March  2019, 9(1): 45-52. doi: 10.3934/naco.2019004

## Local smooth representation of solution sets in parametric linear fractional programming problems

 1 Department of Mathematics, Sichuan University, Chengdu 610065, P. R. China 2 Department of Applied Mathematics, Chengdu University of Information Technology, Chengdu 610225, P. R. China 3 Department of Mathematics, Sichuan University, Chengdu 610065, P. R. China

* Corresponding author: Y. P. Fang

Received  November 2017 Revised  May 2018 Published  October 2018

Fund Project: This work was partially supported by the National Science Foundation of China (No. 11471230)and the Scientific Research Foundation of the Education Department of Sichuan Province (No.16ZA0213).

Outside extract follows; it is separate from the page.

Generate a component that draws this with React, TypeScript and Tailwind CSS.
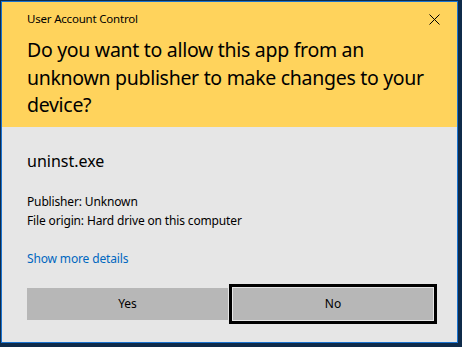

The purpose of this paper is to investigate the structure of the solution sets in parametric linear fractional programming problems. It is shown that the solution set of a parametric linear fractional programming problem with smooth data has a local smooth representation. As a consequence, the corresponding marginal function is differentiable and the solution map admits a differentiable selection. We also give an example to illustrate the result.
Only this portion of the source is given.